Müzakere”, “demokratik barış”, “demokratik çözüm” meselesinin gündeme girdiği koşullarda, Kürt ulusal hareketinin taleplerinin güçlü bir tarzda vurgulanması, birleşik mücadelenin gerekleri ve gereksinmeleri ekseninde özgül taktikler izlenmesi, manevralar yapılması, propaganda ve ajitasyon dilinin Türk milliyetçiliğinin, şövenizmin, ulusal zulmün teşhirine özgün bir tarzda yoğunlaşması gerekir. Kuşkusuz ki bu politik ustalık ve yaratıcılık gerektirir. Öncülük iddiası ve misyonunun bu bağlamda da özgülleşerek somutlaşması gerekir. Yurtsever hareketin bu durum ve koşullarda ulusal istemlerini daha büyük bir güçle vurgulaması, taktiksel söyleminin özgülleşmesi, politik manevra gücünün özgünlük kazanması kaçınılmazdır ve bunda ters bir şey de yoktur. Bizim eleştirdiğimiz şey, ezen ve ezilen ulus gerçeğinde halkların birleşik mücadelesini sekteye uğratacak, geri çekecek, halklar nezdinde birleşik mücadelenin enerjisini açığa çıkararak yürümeyi zayıflatacak “mesafe koyma” gibi tutum ve davranışlardır. Dinci faşist diktatörlüğün İmralı, PKK, KCK’nın beklediği adımları atmadığı koşullarda, herhalükarda bu “mesafe” hikayesi, pratikte tam olarak karşılığını bulmayacaktır, ancak; devletin hesap-kitabı ne olursa olsun, çeşitli adımlar attığı ve sürecin ilerliyor göründüğü koşullarda şu “mesafe” meselesi daha yakıcı bir sorun olarak gündemleşecektir...

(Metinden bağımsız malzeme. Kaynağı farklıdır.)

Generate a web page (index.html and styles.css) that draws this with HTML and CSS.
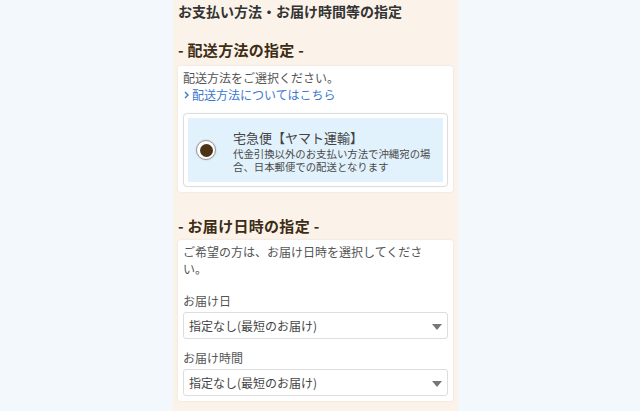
FILE: index.html
```html
<!DOCTYPE html>
<html lang="ja">
<head>
    <meta charset="UTF-8">
    <meta name="viewport" content="width=device-width, initial-scale=1.0">
    <title>お支払い方法・お届け時間等の指定</title>
    <link rel="stylesheet" href="styles.css">
</head>
<body>
    <div class="page">
        <h1 class="page-title">お支払い方法・お届け時間等の指定</h1>

        <h2 class="section-title">- 配送方法の指定 -</h2>
        <div class="card">
            <p class="note">配送方法をご選択ください。</p>
            <a class="link" href="#">
                <svg class="chevron" width="5" height="8" viewBox="0 0 5 8"><path d="M1 1 L4 4 L1 7" fill="none" stroke="#3b78d0" stroke-width="1.4"/></svg>
                配送方法についてはこちら
            </a>
            <div class="option">
                <label class="option-inner">
                    <span class="radio"><span class="radio-dot"></span></span>
                    <span class="option-text">
                        <span class="option-name">宅急便【ヤマト運輸】</span>
                        <span class="option-desc">代金引換以外のお支払い方法で沖縄宛の場合、日本郵便での配送となります</span>
                    </span>
                </label>
            </div>
        </div>

        <h2 class="section-title second">- お届け日時の指定 -</h2>
        <div class="card">
            <p class="note">ご希望の方は、お届け日時を選択してください。</p>
            <div class="field">
                <div class="field-label">お届け日</div>
                <div class="select">指定なし(最短のお届け)<span class="arrow"></span></div>
            </div>
            <div class="field">
                <div class="field-label">お届け時間</div>
                <div class="select">指定なし(最短のお届け)<span class="arrow"></span></div>
            </div>
        </div>
    </div>
</body>
</html>
```

FILE: styles.css
```css
body {
    margin: 0;
    background-color: #f3f8fd;
    font-family: "Noto Sans CJK JP", "Noto Sans", sans-serif;
    color: #555;
}
.page {
    width: 285px;
    margin-left: 173px;
    min-height: 411px;
    background-color: #fbf3ea;
    padding: 1px 5px 10px 5px;
    box-sizing: border-box;
}
.page-title {
    margin: 0;
    font-size: 14px;
    line-height: 20px;
    color: #333;
}
.section-title {
    margin: 17px 0 4px 0;
    font-size: 15px;
    line-height: 24px;
    color: #3e2c15;
    letter-spacing: 0.3px;
}
.section-title.second {
    margin-top: 22px;
    margin-bottom: 2px;
}
.card {
    background: white;
    border-radius: 3px;
    padding: 3px 5px 5px 5px;
    box-shadow: 0 0 3px rgba(0, 0, 0, 0.08);
}
.note {
    margin: 0;
    font-size: 12px;
    line-height: 17px;
    padding-right: 8px;
}
.link {
    display: flex;
    align-items: center;
    gap: 3px;
    font-size: 12px;
    line-height: 18px;
    color: #3b78d0;
    text-decoration: none;
}
.chevron {
    margin-left: 1px;
}
.option {
    margin-top: 9px;
    border: 1px solid #ddd;
    border-radius: 4px;
    padding: 4px;
    box-shadow: 0 0 2px rgba(0, 0, 0, 0.06);
}
.option-inner {
    display: flex;
    align-items: center;
    background-color: #e2f2fd;
    height: 64px;
    padding: 0 10px 0 8px;
}
.radio {
    flex: none;
    width: 18px;
    height: 18px;
    border: 1px solid #999;
    border-radius: 50%;
    background: white;
    display: flex;
    align-items: center;
    justify-content: center;
    margin-right: 17px;
    box-shadow: 0 0 2px rgba(0, 0, 0, 0.2);
}
.radio-dot {
    width: 13px;
    height: 13px;
    border-radius: 50%;
    background-color: #4d3316;
}
.option-text {
    display: flex;
    flex-direction: column;
}
.option-name {
    font-size: 13px;
    line-height: 19px;
    color: #444;
}
.option-desc {
    font-size: 10.4px;
    line-height: 13px;
    color: #4a4a4a;
}
.field {
    margin-top: 15px;
}
.field + .field {
    margin-top: 10px;
}
.field-label {
    font-size: 12px;
    line-height: 17px;
}
.select {
    position: relative;
    margin-top: 3px;
    height: 27px;
    line-height: 26px;
    border: 1px solid #ddd;
    border-radius: 3px;
    padding: 0 5px;
    font-size: 12px;
    color: #444;
    box-sizing: border-box;
}
.arrow {
    position: absolute;
    right: 5px;
    top: 11px;
    border-left: 5px solid transparent;
    border-right: 5px solid transparent;
    border-top: 6px solid #777;
}
```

İşçi sınıfının, sömürülen kitlelerin, gençliğin, kadınların, ezilen kimliklerin ekmek, özgürlük, eşitlik, adalet taleplerinin Kürt ulusunun ulusal özgürlük talepleriyle ve mücadelesiyle birleştiği, gürül gürül çağlayan ortak bir nehire dönüştüğü oranda, bu, “barışı toplumsallaştıracak”, Kürtlerin de lehine sürecin önünü açacaktır. “Barışı toplumsallaştırma”nın ana muhattabı Saray ve devlet değildir. Saray ve devletle tepeden “anlaşarak” “işi çözme” yöntemiyle barış toplumsallaştırılamaz. Bu kuvvetlerle, şövenizmin hegemonyasında olan Türk halk yığınlarının geri eğilimleriyle uzlaşarak Türkiye’de demokratik anti-faşist çizgide “barışı toplumsallaştırmak” olanaklı değildir. Eğer “müzakare, barış, demokratik toplum” çizgisi gelip devletin, politik iktidarın, Türk halkının şövenist eğilimlerinin şöyle ya da böyle meşrulaşmasına dayanarak “barışın toplumsallaştırılması”na hizmet edecekse, buradan da barış ve demokrasi çıkmaz. Kuşkusuz ki Kürt halkının, demokratik ve devrimci güçlerin, yurtsever hareketin “Barışın toplumsallaştırılması”ndan anladıkları ile devlet ve Saray’ın anladığı şey aynı değildir. Araya asla eşit işareti konulamaz. Kanımızca burada iki ayrı dünya karşı karşıyadır. Böyle de olsa, Öcalan merkezli bakış açısında, politik duruşta çok ciddi sorunlar olduğu ve bu bağlamın hele de “süreç”in görünürde ilerlemeye başladığı koşullarda daha açık ortaya çıkacağı şimdiden görülmelidir. Kuşkusuz ki dileğimiz, süreçten Kürt halkının, Türkiye halklarının, Orta Doğu halklarının güçlenerek çıkmasıdır.